Find all the lines with "that" and gather them.

— start of Source data —

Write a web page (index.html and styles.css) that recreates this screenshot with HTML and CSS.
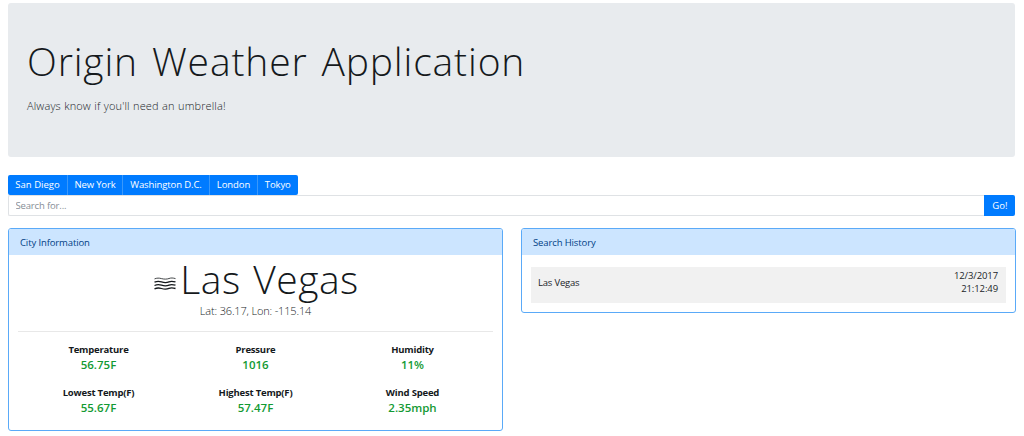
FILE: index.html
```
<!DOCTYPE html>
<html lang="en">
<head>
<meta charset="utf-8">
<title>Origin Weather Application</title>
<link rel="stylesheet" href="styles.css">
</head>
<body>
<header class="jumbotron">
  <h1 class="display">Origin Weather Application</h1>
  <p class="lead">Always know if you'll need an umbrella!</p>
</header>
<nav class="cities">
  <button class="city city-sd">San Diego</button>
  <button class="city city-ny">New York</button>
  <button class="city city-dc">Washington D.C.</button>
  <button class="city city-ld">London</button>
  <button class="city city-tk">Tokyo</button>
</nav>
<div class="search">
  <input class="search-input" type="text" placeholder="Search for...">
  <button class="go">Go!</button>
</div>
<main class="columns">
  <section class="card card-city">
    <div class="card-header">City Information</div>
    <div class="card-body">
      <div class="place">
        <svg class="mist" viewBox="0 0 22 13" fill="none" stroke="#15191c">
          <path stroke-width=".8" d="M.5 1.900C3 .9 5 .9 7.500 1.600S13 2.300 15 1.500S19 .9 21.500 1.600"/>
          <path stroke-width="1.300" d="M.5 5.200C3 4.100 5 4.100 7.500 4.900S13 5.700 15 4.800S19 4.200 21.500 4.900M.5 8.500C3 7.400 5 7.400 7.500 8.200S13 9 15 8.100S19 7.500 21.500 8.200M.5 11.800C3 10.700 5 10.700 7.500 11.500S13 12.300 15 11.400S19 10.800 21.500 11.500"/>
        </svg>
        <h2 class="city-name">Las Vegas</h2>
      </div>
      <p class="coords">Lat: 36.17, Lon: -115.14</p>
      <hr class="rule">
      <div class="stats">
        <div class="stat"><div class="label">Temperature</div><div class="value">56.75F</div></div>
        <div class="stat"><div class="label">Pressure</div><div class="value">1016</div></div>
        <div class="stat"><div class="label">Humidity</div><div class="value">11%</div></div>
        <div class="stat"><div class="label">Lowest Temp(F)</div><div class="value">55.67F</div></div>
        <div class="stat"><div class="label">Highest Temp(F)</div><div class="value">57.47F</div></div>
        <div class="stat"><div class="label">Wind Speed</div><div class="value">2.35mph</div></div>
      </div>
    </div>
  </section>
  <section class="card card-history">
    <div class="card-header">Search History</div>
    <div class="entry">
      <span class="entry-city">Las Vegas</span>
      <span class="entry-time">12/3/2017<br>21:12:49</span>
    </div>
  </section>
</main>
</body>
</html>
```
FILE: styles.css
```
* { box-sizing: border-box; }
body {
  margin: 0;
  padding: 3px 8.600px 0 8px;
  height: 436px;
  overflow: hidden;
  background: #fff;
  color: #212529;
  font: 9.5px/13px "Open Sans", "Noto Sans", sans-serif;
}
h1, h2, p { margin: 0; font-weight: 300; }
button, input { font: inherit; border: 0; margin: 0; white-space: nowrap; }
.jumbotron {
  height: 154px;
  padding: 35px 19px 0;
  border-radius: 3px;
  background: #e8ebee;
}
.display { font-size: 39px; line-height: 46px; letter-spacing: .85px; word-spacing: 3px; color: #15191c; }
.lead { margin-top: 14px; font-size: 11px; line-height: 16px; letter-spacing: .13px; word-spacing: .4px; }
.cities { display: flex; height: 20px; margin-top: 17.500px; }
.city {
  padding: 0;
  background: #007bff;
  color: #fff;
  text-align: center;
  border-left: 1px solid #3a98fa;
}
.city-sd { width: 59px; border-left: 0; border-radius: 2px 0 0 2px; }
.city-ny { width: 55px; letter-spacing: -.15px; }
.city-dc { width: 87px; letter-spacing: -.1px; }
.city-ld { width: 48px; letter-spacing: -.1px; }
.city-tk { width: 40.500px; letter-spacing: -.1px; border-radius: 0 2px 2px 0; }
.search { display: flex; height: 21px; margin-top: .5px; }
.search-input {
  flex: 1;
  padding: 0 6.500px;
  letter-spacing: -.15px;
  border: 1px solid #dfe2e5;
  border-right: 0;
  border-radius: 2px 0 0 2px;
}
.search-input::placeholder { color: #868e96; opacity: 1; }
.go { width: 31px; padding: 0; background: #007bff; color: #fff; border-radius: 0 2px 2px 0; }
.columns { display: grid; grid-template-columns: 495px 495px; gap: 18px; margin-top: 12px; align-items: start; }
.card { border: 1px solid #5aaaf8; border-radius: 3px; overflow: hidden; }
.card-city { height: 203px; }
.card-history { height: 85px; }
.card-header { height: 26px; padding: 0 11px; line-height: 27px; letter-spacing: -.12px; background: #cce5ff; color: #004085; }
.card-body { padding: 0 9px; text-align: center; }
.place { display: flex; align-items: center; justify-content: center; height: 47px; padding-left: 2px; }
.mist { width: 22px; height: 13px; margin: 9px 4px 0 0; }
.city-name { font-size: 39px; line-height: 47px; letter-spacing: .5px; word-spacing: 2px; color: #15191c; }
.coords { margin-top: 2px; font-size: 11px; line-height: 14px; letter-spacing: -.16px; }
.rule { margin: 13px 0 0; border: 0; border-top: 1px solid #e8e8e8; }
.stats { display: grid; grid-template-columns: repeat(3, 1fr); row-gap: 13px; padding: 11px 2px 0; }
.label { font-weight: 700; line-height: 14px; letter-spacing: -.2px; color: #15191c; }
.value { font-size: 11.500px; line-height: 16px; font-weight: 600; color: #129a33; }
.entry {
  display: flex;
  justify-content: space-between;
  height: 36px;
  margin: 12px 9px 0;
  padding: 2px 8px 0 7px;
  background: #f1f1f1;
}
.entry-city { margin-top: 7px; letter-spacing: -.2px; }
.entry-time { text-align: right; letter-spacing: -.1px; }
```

— end of Source data —
— start of Source data —

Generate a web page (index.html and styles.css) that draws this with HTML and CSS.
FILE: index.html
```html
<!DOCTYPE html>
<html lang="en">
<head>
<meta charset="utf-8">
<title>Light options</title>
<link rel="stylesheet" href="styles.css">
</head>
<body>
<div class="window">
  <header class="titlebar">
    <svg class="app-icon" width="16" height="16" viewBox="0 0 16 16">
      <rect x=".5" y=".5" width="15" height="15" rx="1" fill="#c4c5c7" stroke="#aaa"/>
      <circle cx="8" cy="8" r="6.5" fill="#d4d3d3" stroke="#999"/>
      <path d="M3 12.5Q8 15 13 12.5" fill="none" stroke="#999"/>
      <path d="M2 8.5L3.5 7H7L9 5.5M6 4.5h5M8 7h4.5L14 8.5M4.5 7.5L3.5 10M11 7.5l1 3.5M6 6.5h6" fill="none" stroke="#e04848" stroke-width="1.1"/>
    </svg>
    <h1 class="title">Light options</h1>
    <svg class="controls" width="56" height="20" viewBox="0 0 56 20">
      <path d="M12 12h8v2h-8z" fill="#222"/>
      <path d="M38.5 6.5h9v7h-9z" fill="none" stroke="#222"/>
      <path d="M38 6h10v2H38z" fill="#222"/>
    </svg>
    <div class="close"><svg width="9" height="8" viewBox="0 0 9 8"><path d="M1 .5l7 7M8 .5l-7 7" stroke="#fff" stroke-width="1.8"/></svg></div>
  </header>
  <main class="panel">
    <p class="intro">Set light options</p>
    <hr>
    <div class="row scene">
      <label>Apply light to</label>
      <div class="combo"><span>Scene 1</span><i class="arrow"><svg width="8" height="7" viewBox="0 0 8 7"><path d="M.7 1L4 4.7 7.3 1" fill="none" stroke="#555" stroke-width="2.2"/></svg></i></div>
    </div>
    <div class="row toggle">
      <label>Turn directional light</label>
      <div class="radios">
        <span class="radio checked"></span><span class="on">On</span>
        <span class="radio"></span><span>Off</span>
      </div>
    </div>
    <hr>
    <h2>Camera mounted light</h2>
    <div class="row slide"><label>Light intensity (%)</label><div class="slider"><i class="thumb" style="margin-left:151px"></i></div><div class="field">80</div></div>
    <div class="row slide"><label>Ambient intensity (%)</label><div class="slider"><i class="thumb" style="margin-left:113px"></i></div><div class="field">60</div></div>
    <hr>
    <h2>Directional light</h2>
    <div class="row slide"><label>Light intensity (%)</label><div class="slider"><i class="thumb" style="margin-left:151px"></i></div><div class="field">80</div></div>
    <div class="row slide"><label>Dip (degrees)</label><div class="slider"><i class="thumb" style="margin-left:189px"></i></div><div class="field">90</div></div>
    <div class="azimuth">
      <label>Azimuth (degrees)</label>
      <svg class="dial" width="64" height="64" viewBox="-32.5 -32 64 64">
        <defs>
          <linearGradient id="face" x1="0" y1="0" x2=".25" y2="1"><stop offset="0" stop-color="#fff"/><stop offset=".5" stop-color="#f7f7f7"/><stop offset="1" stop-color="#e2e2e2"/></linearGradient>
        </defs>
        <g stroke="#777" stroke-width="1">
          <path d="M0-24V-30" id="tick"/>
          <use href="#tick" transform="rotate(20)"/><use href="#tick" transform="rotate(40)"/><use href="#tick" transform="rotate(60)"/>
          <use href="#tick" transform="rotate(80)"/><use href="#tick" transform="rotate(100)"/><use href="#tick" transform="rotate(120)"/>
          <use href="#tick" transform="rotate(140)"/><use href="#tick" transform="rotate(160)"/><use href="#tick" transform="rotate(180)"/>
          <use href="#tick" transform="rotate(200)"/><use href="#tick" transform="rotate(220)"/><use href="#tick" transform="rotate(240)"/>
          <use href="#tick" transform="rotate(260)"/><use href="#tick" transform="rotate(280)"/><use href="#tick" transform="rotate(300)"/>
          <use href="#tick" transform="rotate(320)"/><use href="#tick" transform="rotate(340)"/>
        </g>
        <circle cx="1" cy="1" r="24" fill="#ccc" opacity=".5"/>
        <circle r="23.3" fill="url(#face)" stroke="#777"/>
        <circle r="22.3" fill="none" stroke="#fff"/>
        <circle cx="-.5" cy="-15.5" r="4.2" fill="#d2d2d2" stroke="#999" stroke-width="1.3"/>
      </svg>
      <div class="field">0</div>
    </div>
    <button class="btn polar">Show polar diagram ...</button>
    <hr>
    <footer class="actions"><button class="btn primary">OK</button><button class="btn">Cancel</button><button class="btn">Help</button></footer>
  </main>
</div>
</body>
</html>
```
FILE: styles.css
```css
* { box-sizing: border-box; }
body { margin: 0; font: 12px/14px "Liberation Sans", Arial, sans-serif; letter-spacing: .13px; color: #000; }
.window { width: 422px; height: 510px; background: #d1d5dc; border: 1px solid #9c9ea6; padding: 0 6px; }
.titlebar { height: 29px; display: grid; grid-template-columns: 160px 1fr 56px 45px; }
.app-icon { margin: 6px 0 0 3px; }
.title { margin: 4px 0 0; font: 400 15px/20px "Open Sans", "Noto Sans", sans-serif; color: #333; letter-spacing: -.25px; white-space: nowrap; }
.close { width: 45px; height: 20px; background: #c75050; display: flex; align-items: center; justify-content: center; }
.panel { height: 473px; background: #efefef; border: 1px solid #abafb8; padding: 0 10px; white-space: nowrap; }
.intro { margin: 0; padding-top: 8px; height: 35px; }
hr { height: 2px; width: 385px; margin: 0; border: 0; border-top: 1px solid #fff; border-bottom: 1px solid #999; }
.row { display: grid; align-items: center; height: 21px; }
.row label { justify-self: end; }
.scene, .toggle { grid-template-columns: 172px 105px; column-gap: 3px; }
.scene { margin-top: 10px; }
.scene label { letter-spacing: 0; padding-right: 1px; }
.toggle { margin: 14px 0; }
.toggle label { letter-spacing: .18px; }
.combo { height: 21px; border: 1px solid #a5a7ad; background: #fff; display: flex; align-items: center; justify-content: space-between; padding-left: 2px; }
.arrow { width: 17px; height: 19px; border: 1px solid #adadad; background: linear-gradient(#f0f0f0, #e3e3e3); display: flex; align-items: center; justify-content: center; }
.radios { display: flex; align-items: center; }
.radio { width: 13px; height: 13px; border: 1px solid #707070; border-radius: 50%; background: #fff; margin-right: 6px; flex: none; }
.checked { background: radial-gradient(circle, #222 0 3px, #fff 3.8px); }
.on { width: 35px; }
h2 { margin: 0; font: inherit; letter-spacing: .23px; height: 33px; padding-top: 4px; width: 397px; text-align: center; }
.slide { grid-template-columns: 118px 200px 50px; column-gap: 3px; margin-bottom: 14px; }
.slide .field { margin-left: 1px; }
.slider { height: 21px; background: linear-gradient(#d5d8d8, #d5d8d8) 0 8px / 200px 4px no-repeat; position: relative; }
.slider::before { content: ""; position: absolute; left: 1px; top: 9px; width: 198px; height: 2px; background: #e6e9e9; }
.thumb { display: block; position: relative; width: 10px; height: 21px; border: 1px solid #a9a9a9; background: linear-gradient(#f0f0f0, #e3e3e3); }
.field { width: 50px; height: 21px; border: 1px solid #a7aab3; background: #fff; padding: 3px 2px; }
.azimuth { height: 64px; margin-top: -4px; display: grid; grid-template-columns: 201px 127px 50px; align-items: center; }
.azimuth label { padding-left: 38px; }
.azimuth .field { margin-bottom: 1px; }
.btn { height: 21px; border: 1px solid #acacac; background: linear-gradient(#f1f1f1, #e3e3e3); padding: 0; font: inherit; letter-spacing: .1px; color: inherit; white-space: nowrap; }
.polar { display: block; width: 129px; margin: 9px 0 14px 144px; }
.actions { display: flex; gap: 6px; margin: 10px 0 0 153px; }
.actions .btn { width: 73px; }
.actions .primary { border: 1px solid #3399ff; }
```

— end of Source data —

Exercise response:
Write a web page (index.html and styles.css) that recreates this screenshot with HTML and CSS.
Generate a web page (index.html and styles.css) that draws this with HTML and CSS.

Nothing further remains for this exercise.